# Record extracts:
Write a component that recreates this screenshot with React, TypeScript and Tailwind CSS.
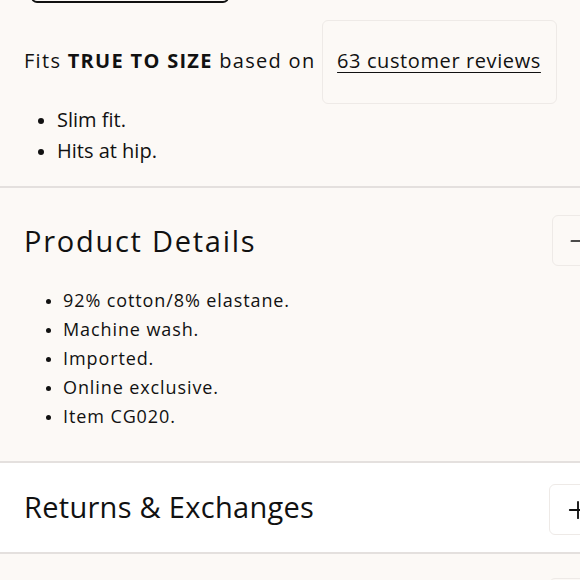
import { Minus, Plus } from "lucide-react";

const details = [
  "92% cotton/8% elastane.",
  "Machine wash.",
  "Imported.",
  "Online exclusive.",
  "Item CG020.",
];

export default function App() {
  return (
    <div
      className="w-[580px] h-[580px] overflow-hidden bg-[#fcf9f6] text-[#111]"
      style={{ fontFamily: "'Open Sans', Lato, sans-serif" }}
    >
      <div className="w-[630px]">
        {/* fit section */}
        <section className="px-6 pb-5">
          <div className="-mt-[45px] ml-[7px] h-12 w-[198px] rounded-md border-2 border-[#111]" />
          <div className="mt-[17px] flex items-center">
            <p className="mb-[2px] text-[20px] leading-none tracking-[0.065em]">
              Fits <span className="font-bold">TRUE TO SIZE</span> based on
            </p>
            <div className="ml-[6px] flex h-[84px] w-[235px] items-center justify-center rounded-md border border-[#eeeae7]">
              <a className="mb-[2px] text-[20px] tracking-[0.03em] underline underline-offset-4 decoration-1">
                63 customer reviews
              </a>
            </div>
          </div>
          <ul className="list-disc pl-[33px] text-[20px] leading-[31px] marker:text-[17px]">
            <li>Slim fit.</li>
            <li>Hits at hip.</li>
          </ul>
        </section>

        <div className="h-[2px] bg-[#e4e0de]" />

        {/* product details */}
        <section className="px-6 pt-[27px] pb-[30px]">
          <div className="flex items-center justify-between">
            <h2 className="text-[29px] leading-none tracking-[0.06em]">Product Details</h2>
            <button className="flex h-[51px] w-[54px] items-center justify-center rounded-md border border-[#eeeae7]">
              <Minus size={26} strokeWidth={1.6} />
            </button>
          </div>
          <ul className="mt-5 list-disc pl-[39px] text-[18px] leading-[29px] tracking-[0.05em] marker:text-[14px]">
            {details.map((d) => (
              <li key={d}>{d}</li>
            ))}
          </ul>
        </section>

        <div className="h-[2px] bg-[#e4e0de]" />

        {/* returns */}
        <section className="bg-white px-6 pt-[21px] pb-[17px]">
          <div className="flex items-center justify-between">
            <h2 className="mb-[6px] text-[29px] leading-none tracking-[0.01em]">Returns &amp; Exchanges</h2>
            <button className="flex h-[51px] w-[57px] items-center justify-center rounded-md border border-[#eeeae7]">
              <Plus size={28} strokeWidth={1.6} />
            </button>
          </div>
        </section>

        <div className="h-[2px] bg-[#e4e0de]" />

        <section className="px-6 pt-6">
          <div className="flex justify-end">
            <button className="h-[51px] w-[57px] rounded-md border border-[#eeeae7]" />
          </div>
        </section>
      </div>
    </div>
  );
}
---
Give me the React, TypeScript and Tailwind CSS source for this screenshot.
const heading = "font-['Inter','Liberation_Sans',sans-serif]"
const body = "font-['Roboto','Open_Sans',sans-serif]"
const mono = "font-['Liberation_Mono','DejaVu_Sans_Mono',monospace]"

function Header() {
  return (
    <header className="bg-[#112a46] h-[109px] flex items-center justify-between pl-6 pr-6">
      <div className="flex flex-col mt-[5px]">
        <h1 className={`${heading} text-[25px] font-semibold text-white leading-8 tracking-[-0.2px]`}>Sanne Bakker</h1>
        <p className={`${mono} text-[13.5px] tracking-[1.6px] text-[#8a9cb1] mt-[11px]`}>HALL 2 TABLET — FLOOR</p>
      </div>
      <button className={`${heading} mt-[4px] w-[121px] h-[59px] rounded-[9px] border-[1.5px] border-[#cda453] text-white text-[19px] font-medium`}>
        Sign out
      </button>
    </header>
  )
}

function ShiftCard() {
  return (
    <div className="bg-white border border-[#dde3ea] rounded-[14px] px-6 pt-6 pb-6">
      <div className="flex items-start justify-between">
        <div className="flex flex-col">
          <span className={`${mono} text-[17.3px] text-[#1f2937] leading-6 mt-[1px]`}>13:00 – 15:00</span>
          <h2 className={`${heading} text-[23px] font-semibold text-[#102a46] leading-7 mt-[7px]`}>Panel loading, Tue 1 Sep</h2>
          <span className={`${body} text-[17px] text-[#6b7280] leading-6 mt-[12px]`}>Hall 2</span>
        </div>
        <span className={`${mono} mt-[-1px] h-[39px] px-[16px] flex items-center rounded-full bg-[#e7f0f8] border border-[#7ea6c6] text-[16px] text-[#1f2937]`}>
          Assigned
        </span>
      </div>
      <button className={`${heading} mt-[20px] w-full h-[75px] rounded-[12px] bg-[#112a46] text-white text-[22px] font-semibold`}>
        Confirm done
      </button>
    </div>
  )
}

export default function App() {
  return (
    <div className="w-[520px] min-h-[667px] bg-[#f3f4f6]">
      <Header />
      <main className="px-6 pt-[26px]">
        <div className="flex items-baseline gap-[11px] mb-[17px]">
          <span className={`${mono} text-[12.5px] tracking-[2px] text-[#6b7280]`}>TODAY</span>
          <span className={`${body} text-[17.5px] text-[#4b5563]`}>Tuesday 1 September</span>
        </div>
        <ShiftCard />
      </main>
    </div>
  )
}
==
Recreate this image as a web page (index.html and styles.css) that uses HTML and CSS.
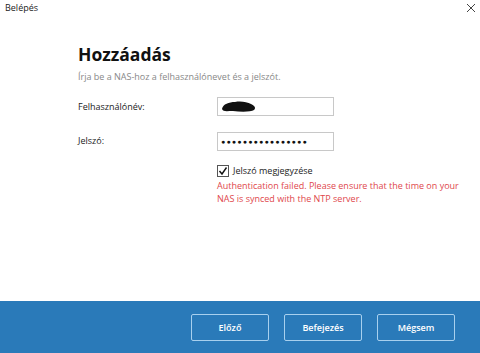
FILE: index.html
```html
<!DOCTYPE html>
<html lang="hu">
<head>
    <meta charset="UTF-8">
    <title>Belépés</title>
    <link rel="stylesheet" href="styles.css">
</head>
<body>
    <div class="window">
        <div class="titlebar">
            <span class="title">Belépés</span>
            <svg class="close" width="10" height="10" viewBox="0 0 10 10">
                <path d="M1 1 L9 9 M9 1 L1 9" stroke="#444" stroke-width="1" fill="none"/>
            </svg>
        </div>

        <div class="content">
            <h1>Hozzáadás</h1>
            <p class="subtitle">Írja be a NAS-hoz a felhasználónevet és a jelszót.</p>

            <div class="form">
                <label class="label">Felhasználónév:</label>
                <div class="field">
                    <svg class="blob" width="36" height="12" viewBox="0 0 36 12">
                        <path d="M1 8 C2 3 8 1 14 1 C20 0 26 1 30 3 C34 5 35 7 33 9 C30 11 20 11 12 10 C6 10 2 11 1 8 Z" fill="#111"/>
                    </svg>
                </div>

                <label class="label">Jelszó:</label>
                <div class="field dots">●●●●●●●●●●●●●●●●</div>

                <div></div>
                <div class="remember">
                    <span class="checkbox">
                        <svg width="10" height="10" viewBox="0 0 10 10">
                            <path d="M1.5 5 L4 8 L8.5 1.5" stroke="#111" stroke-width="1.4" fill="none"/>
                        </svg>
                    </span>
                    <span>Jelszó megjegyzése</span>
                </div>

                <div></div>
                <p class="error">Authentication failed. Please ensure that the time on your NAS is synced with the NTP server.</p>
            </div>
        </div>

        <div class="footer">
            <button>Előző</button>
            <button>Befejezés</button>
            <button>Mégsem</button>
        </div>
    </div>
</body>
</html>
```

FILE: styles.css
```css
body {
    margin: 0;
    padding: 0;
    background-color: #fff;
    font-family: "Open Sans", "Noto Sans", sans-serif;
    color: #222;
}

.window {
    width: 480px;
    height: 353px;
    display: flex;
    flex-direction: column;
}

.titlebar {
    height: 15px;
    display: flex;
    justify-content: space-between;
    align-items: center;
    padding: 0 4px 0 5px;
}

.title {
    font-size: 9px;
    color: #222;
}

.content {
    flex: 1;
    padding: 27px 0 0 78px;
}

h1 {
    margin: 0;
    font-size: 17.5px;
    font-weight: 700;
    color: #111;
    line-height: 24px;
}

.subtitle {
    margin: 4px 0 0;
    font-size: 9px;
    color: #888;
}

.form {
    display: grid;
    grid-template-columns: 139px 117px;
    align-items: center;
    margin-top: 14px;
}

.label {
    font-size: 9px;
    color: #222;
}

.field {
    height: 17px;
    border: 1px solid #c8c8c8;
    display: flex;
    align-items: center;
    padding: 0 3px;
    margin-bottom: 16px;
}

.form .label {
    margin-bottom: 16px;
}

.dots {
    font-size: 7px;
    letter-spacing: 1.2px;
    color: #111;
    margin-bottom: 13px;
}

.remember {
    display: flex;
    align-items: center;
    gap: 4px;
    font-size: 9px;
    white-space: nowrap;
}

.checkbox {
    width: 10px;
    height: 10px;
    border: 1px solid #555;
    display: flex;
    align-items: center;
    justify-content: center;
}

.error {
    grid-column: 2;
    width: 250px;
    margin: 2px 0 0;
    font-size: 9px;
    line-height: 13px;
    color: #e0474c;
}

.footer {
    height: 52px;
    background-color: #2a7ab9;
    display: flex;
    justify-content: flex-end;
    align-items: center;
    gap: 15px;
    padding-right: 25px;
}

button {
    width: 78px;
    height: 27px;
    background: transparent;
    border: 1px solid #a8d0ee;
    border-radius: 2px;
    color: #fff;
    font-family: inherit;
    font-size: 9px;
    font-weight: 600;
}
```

# Written problem:
Each line containing the word "screenshot" counts once; report the total alone.

# Reply:
2